Tehran votes to expel Britain's ambassador
Dominic Chilcott, who took up the position of ambassador just a month ago, could be forced to leave the country within weeks after a motion to downgrade Iran's diplomatic ties with Britain was passed overwhelmingly by the Islamist republic's parliament.
The step was taken after Britain, Canada and the United States announced fresh sanctions against Iran last week in the wake of a report by UN weapons inspectors which provided the most compelling case yet that Tehran is trying to build a nuclear bomb.
Britain was singled out, however, after it became the first state to impose direct sanctions on Iran's central bank.
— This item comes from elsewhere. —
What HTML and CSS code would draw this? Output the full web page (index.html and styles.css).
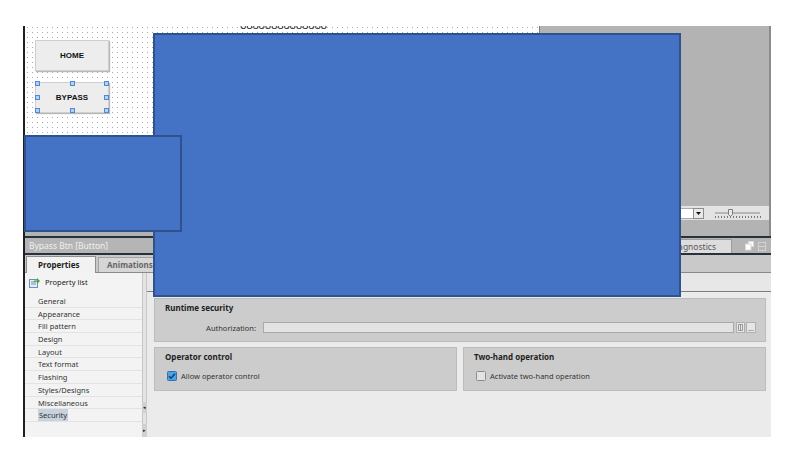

Financial institutions in the City were also banned from doing business with their Iranian counterparts.
Despite pressure from Israel, Washington has baulked at following suit, arguing that such a step would cause deep financial pain for ordinary Iranians and could cause the price of oil to soar. If its central bank faced widespread international sanctions, Iran would find it virtually impossible to import and export oil, food and other commodities except on the black market.
It is the first time in the UK's postwar history that Britain has imposed a total boycott on the entire banking industry of a foreign state.
Iranian MPs were incandescent in their fury towards Britain, known by many in Iran as "the Old Fox". After announcing that the motion had been carried by 171 votes to three, Ali Larijani, the hawkish speaker, warned that even tougher penalties would be imposed on Britain, saying: "this is just the beginning of the road."
The resolution, which declared the British government to be "worse than the devil", must now be approved by Iran's Guardian Council. It is unlikely that the body's spiritual elders, whose main role is to ensure that legislation cannot be deemed un-Islamic, would block the move.